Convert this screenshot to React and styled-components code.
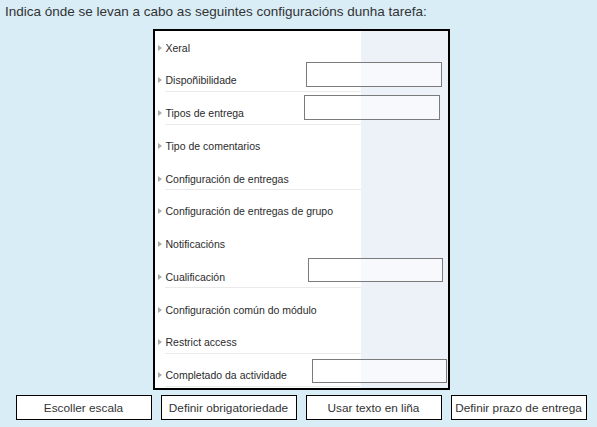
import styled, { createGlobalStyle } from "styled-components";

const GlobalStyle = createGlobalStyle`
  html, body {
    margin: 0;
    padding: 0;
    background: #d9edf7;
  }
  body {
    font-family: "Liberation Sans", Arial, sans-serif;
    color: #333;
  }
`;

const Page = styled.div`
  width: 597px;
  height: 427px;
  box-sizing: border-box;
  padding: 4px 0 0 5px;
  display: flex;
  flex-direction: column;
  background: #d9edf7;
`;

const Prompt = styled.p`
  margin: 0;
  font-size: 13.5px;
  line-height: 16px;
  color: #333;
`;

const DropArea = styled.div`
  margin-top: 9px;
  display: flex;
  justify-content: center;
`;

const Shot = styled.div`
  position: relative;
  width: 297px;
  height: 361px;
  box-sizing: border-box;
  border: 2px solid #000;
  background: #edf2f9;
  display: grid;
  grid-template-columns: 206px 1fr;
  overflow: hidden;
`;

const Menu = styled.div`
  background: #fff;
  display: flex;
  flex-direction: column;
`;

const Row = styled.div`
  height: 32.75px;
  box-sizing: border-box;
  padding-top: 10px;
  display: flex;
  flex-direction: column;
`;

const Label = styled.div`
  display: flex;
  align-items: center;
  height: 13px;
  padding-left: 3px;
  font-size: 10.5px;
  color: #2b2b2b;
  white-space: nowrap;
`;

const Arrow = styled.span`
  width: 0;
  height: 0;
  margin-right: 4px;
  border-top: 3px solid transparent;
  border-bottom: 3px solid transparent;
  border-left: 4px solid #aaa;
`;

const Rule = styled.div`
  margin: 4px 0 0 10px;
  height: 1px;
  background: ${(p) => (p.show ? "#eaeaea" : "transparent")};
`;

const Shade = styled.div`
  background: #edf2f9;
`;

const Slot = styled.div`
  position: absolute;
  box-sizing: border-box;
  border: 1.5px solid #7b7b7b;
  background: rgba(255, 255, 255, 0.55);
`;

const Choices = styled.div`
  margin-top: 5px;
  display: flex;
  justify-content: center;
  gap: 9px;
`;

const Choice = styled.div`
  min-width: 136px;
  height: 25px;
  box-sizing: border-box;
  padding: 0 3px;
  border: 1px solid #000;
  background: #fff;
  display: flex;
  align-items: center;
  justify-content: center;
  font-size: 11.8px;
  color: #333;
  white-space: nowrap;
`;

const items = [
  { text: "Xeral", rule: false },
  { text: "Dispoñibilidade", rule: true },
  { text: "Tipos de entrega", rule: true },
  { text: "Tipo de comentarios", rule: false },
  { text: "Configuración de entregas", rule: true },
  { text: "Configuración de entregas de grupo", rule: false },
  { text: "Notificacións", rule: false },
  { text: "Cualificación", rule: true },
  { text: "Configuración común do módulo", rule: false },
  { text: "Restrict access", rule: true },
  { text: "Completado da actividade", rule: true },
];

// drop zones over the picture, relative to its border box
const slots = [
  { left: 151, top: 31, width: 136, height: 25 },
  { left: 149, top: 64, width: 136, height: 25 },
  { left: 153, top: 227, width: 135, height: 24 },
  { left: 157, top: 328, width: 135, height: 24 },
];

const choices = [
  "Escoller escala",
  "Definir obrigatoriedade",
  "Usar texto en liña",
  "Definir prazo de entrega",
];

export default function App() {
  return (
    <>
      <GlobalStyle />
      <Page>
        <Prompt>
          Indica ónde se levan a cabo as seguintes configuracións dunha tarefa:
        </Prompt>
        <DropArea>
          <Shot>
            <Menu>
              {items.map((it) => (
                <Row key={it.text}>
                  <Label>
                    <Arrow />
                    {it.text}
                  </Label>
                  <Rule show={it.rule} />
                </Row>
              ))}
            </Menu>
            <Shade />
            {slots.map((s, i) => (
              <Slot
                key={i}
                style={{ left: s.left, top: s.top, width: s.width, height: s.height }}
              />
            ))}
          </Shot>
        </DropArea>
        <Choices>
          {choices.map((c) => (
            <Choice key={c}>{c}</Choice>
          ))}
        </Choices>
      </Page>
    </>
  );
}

# YOUR TASK:
Return the whole listing, word for word, and leave out every picture.

# WRITTEN ANSWER:
Convert this screenshot to React and styled-components code.
import styled, { createGlobalStyle } from "styled-components";

const GlobalStyle = createGlobalStyle`
  html, body {
    margin: 0;
    padding: 0;
    background: #d9edf7;
  }
  body {
    font-family: "Liberation Sans", Arial, sans-serif;
    color: #333;
  }
`;

const Page = styled.div`
  width: 597px;
  height: 427px;
  box-sizing: border-box;
  padding: 4px 0 0 5px;
  display: flex;
  flex-direction: column;
  background: #d9edf7;
`;

const Prompt = styled.p`
  margin: 0;
  font-size: 13.5px;
  line-height: 16px;
  color: #333;
`;

const DropArea = styled.div`
  margin-top: 9px;
  display: flex;
  justify-content: center;
`;

const Shot = styled.div`
  position: relative;
  width: 297px;
  height: 361px;
  box-sizing: border-box;
  border: 2px solid #000;
  background: #edf2f9;
  display: grid;
  grid-template-columns: 206px 1fr;
  overflow: hidden;
`;

const Menu = styled.div`
  background: #fff;
  display: flex;
  flex-direction: column;
`;

const Row = styled.div`
  height: 32.75px;
  box-sizing: border-box;
  padding-top: 10px;
  display: flex;
  flex-direction: column;
`;

const Label = styled.div`
  display: flex;
  align-items: center;
  height: 13px;
  padding-left: 3px;
  font-size: 10.5px;
  color: #2b2b2b;
  white-space: nowrap;
`;

const Arrow = styled.span`
  width: 0;
  height: 0;
  margin-right: 4px;
  border-top: 3px solid transparent;
  border-bottom: 3px solid transparent;
  border-left: 4px solid #aaa;
`;

const Rule = styled.div`
  margin: 4px 0 0 10px;
  height: 1px;
  background: ${(p) => (p.show ? "#eaeaea" : "transparent")};
`;

const Shade = styled.div`
  background: #edf2f9;
`;

const Slot = styled.div`
  position: absolute;
  box-sizing: border-box;
  border: 1.5px solid #7b7b7b;
  background: rgba(255, 255, 255, 0.55);
`;

const Choices = styled.div`
  margin-top: 5px;
  display: flex;
  justify-content: center;
  gap: 9px;
`;

const Choice = styled.div`
  min-width: 136px;
  height: 25px;
  box-sizing: border-box;
  padding: 0 3px;
  border: 1px solid #000;
  background: #fff;
  display: flex;
  align-items: center;
  justify-content: center;
  font-size: 11.8px;
  color: #333;
  white-space: nowrap;
`;

const items = [
  { text: "Xeral", rule: false },
  { text: "Dispoñibilidade", rule: true },
  { text: "Tipos de entrega", rule: true },
  { text: "Tipo de comentarios", rule: false },
  { text: "Configuración de entregas", rule: true },
  { text: "Configuración de entregas de grupo", rule: false },
  { text: "Notificacións", rule: false },
  { text: "Cualificación", rule: true },
  { text: "Configuración común do módulo", rule: false },
  { text: "Restrict access", rule: true },
  { text: "Completado da actividade", rule: true },
];

// drop zones over the picture, relative to its border box
const slots = [
  { left: 151, top: 31, width: 136, height: 25 },
  { left: 149, top: 64, width: 136, height: 25 },
  { left: 153, top: 227, width: 135, height: 24 },
  { left: 157, top: 328, width: 135, height: 24 },
];

const choices = [
  "Escoller escala",
  "Definir obrigatoriedade",
  "Usar texto en liña",
  "Definir prazo de entrega",
];

export default function App() {
  return (
    <>
      <GlobalStyle />
      <Page>
        <Prompt>
          Indica ónde se levan a cabo as seguintes configuracións dunha tarefa:
        </Prompt>
        <DropArea>
          <Shot>
            <Menu>
              {items.map((it) => (
                <Row key={it.text}>
                  <Label>
                    <Arrow />
                    {it.text}
                  </Label>
                  <Rule show={it.rule} />
                </Row>
              ))}
            </Menu>
            <Shade />
            {slots.map((s, i) => (
              <Slot
                key={i}
                style={{ left: s.left, top: s.top, width: s.width, height: s.height }}
              />
            ))}
          </Shot>
        </DropArea>
        <Choices>
          {choices.map((c) => (
            <Choice key={c}>{c}</Choice>
          ))}
        </Choices>
      </Page>
    </>
  );
}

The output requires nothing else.